Questioni politiche, senz'altro, hanno avuto un ruolo determinante nel condurre la Basilica della Natività allo stato di rovina in cui versa attualmente; per decenni Betlemme non è stata inclusa nella lista dei siti UNESCO considerati patrimonio dell'umanità in virtù del fatto che non avendo i palestinesi un proprio stato non potevano entrare a pieno titolo nell'ONU. Ma ormai i tempi sono maturi: dopo la giornata storica di ieri, in cui la bandiera palestinese ha sventolato sotto il cielo parigino dinanzi al quartier generale dell'UNESCO,  la sacra grotta meriterà sicuramente un occhio di riguardo in più.

L'ammissione della Palestina presso l'agenzia delle Nazioni Unite per la cultura, l'educazione e la scienza, potrebbe significare la candidatura di numerosi siti importanti, quali la città di Gerico e la tomba di Abramo ad Hebron, a godere dello status di patrimonio dell'umanità, il che significherebbe non soltanto un riconoscimento ed un sostanzioso aiuto nell'indirizzare i flussi turistici, ma anche e soprattutto la possibilità di conservare e restaurare.

Per il momento, per quanto possa sembrare paradossale, i soli che hanno finito per interessarsi alla sorte dei monumenti della cristianità in medio oriente, sono stati i leader musulmani dei paesi arabi come il Presidente dell'ANP Abu Mazen, i Re di Giordania ed Arabia Saudita, il sultano dell'Oman ed altri ancora, che tra promesse o reali donazioni, hanno comunque risposto agli appelli di chi chiedeva un aiuto per questo gioiello in rovina.
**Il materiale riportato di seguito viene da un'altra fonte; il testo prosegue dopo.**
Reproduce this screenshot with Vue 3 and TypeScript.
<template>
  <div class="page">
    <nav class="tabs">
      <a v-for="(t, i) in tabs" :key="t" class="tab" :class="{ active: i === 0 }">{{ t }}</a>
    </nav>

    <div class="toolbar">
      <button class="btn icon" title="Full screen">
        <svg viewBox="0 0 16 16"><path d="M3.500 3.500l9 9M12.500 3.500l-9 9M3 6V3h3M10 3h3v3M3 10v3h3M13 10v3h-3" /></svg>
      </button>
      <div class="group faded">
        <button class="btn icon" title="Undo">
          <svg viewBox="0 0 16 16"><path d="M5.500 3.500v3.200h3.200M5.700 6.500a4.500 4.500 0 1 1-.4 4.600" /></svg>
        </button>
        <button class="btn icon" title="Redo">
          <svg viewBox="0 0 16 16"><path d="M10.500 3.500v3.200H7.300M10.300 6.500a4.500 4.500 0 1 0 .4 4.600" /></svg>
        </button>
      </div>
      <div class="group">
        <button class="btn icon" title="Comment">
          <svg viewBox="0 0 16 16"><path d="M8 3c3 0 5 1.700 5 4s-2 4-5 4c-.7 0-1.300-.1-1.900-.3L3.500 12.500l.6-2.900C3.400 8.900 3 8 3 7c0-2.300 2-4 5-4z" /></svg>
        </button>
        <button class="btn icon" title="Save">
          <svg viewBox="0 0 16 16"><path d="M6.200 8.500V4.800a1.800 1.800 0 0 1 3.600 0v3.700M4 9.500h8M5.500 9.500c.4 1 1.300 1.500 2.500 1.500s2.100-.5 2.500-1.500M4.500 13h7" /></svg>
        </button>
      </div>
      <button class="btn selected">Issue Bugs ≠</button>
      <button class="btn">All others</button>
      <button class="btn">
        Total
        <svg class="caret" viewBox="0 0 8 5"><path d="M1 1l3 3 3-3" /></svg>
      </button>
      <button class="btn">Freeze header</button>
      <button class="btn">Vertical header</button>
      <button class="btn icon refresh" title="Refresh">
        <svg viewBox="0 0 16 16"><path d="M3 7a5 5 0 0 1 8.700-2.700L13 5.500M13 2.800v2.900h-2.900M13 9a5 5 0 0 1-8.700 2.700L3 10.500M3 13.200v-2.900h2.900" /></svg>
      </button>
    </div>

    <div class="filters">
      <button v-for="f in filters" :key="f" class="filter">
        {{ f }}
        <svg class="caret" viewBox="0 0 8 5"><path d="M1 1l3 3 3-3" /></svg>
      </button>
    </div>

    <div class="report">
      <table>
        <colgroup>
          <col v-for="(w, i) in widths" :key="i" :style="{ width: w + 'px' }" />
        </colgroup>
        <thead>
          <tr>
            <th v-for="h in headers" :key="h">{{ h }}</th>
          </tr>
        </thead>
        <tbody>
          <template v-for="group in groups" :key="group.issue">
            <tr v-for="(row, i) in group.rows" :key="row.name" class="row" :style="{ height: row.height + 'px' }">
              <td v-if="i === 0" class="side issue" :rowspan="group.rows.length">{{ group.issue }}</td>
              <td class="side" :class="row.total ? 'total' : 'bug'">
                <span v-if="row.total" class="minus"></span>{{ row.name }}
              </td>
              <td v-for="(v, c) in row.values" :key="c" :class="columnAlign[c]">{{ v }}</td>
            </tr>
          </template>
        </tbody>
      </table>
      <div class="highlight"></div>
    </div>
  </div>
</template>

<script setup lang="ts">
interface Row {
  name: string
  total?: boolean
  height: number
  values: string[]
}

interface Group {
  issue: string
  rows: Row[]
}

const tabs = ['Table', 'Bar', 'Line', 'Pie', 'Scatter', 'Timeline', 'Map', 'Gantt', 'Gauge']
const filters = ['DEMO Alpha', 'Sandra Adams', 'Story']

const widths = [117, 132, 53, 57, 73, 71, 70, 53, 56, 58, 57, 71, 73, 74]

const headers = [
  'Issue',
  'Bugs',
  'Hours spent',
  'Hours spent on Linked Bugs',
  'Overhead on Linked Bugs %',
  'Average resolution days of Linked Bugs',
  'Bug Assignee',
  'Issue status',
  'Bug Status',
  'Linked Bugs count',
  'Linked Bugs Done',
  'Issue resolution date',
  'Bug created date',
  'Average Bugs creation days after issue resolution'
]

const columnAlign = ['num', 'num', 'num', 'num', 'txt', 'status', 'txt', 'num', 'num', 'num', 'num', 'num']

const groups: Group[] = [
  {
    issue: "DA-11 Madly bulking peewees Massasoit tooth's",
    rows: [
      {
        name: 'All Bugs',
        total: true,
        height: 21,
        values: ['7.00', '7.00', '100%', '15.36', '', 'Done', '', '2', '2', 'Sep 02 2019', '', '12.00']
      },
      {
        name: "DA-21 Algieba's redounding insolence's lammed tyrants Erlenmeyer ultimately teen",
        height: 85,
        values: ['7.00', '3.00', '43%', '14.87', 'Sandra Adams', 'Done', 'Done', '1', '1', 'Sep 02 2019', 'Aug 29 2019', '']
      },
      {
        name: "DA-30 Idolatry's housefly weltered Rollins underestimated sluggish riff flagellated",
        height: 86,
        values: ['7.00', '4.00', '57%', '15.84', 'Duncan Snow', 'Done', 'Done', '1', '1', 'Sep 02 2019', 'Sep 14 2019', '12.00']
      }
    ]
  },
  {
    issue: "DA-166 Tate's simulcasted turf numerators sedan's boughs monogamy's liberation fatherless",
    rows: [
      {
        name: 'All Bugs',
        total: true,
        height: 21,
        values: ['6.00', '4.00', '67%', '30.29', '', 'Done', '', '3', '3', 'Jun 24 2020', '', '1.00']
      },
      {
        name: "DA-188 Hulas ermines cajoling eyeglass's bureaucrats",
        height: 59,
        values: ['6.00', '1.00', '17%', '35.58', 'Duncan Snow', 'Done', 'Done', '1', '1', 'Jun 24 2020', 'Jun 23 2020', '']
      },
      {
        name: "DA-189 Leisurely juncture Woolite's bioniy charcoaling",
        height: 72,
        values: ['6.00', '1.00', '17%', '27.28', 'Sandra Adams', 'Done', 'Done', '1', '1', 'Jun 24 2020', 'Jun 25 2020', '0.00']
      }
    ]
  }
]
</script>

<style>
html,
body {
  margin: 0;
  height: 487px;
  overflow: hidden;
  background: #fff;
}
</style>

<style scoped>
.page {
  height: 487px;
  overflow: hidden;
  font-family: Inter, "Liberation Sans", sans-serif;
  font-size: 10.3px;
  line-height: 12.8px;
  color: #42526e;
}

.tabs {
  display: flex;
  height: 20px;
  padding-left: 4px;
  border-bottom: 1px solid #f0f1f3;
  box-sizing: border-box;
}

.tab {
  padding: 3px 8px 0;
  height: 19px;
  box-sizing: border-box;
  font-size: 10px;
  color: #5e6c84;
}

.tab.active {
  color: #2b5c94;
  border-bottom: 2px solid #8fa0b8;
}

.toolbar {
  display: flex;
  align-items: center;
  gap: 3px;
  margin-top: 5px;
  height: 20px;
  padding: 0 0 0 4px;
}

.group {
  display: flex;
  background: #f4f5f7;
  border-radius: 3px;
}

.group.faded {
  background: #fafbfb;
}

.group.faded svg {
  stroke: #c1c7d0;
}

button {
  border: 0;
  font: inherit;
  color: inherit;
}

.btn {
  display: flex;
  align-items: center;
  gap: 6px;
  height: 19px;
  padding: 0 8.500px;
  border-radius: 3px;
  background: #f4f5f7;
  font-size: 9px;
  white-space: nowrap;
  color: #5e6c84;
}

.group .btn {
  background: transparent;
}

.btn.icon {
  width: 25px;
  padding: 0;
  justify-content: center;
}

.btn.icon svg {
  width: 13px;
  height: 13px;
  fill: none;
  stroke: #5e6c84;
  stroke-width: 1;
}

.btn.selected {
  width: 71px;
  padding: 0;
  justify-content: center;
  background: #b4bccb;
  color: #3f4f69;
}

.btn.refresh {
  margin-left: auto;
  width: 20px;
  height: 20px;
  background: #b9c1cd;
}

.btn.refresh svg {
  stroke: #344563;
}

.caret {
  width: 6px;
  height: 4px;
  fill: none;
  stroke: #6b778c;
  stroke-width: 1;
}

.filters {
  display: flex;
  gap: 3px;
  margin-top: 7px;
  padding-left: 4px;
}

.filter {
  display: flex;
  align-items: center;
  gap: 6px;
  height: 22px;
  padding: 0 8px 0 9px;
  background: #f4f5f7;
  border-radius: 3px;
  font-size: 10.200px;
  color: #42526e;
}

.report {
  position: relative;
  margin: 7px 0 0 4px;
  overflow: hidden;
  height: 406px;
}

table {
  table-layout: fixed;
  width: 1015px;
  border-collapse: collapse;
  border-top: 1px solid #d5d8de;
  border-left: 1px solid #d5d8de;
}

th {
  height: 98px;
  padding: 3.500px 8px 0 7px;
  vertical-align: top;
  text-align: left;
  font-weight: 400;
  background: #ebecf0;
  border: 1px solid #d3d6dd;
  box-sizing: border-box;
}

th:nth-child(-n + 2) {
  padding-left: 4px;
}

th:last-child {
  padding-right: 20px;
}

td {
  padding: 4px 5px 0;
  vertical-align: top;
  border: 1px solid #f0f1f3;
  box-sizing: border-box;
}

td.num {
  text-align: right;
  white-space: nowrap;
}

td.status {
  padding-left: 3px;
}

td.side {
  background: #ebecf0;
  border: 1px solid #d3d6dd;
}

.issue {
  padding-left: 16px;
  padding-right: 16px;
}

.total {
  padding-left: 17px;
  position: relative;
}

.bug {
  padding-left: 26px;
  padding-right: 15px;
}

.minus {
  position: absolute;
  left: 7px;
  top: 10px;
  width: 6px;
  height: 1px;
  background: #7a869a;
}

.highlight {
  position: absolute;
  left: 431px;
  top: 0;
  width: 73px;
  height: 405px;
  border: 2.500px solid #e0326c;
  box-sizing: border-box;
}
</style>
Certo, ora dall'UNESCO potrebbero arrivare fondi anche immediati: peccato che, però, gli Stati Uniti abbiano deciso di tagliare il proprio budget all'agenzia ONU, corrispondente al 20% del bilancio totale, come forma di protesta, non molto democratica, contro l'ingresso della Palestina tra i paesi membri. Non resta, dunque, che la fiducia nella volontà dei Paesi Arabi, gli unici che, a quanto pare, mostrano di voler collaborare per salvare la grotta dove nacque il Messia della Cristianità.